§ **DIRECTIONS**
Repeat the data word for word. Do not include the pictures.

________________

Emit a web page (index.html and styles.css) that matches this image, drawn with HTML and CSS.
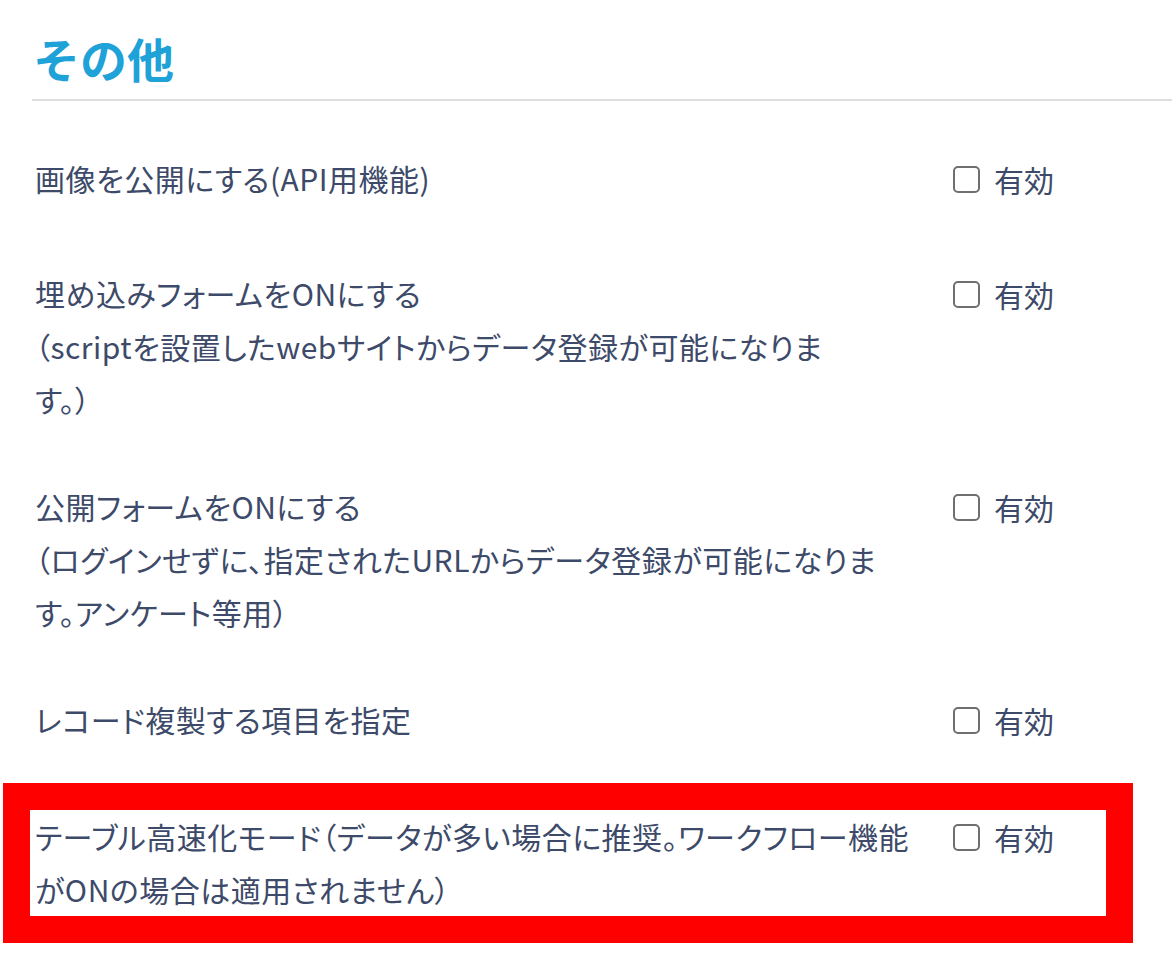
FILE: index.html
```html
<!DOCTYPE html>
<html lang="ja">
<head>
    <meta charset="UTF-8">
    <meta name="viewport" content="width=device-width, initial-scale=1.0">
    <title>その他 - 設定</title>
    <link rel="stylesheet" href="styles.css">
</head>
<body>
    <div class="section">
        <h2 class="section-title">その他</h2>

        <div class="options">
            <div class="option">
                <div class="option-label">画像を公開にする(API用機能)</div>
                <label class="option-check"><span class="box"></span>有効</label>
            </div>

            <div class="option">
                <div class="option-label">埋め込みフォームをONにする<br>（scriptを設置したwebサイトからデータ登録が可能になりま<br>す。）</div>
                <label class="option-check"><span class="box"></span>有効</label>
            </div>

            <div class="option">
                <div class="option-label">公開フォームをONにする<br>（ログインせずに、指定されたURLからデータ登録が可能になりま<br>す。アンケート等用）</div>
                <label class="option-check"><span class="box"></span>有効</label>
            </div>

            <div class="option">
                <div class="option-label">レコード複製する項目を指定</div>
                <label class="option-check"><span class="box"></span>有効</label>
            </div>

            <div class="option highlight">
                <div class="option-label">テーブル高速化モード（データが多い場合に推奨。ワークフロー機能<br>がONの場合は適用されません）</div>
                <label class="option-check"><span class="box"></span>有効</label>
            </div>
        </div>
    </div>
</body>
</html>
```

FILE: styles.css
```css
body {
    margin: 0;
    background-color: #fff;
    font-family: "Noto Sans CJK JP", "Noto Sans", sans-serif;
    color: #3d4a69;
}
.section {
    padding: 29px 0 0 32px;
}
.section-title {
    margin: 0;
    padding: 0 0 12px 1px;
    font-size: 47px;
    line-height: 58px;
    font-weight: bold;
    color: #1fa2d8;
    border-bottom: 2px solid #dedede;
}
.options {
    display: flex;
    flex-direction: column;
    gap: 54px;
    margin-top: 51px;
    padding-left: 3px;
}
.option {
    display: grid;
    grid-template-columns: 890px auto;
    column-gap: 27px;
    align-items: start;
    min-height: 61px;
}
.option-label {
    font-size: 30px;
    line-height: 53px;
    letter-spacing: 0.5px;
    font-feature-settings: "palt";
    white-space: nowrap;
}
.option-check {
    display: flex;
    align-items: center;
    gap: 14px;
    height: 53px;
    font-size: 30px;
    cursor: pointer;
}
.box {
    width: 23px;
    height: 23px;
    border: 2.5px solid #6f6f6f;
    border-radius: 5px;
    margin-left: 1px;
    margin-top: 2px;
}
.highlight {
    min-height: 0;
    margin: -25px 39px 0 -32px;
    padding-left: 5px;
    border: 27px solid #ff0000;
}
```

________________

§ **WRITTEN SOLUTION**
Emit a web page (index.html and styles.css) that matches this image, drawn with HTML and CSS.
FILE: index.html
```html
<!DOCTYPE html>
<html lang="ja">
<head>
    <meta charset="UTF-8">
    <meta name="viewport" content="width=device-width, initial-scale=1.0">
    <title>その他 - 設定</title>
    <link rel="stylesheet" href="styles.css">
</head>
<body>
    <div class="section">
        <h2 class="section-title">その他</h2>

        <div class="options">
            <div class="option">
                <div class="option-label">画像を公開にする(API用機能)</div>
                <label class="option-check"><span class="box"></span>有効</label>
            </div>

            <div class="option">
                <div class="option-label">埋め込みフォームをONにする<br>（scriptを設置したwebサイトからデータ登録が可能になりま<br>す。）</div>
                <label class="option-check"><span class="box"></span>有効</label>
            </div>

            <div class="option">
                <div class="option-label">公開フォームをONにする<br>（ログインせずに、指定されたURLからデータ登録が可能になりま<br>す。アンケート等用）</div>
                <label class="option-check"><span class="box"></span>有効</label>
            </div>

            <div class="option">
                <div class="option-label">レコード複製する項目を指定</div>
                <label class="option-check"><span class="box"></span>有効</label>
            </div>

            <div class="option highlight">
                <div class="option-label">テーブル高速化モード（データが多い場合に推奨。ワークフロー機能<br>がONの場合は適用されません）</div>
                <label class="option-check"><span class="box"></span>有効</label>
            </div>
        </div>
    </div>
</body>
</html>
```

FILE: styles.css
```css
body {
    margin: 0;
    background-color: #fff;
    font-family: "Noto Sans CJK JP", "Noto Sans", sans-serif;
    color: #3d4a69;
}
.section {
    padding: 29px 0 0 32px;
}
.section-title {
    margin: 0;
    padding: 0 0 12px 1px;
    font-size: 47px;
    line-height: 58px;
    font-weight: bold;
    color: #1fa2d8;
    border-bottom: 2px solid #dedede;
}
.options {
    display: flex;
    flex-direction: column;
    gap: 54px;
    margin-top: 51px;
    padding-left: 3px;
}
.option {
    display: grid;
    grid-template-columns: 890px auto;
    column-gap: 27px;
    align-items: start;
    min-height: 61px;
}
.option-label {
    font-size: 30px;
    line-height: 53px;
    letter-spacing: 0.5px;
    font-feature-settings: "palt";
    white-space: nowrap;
}
.option-check {
    display: flex;
    align-items: center;
    gap: 14px;
    height: 53px;
    font-size: 30px;
    cursor: pointer;
}
.box {
    width: 23px;
    height: 23px;
    border: 2.5px solid #6f6f6f;
    border-radius: 5px;
    margin-left: 1px;
    margin-top: 2px;
}
.highlight {
    min-height: 0;
    margin: -25px 39px 0 -32px;
    padding-left: 5px;
    border: 27px solid #ff0000;
}
```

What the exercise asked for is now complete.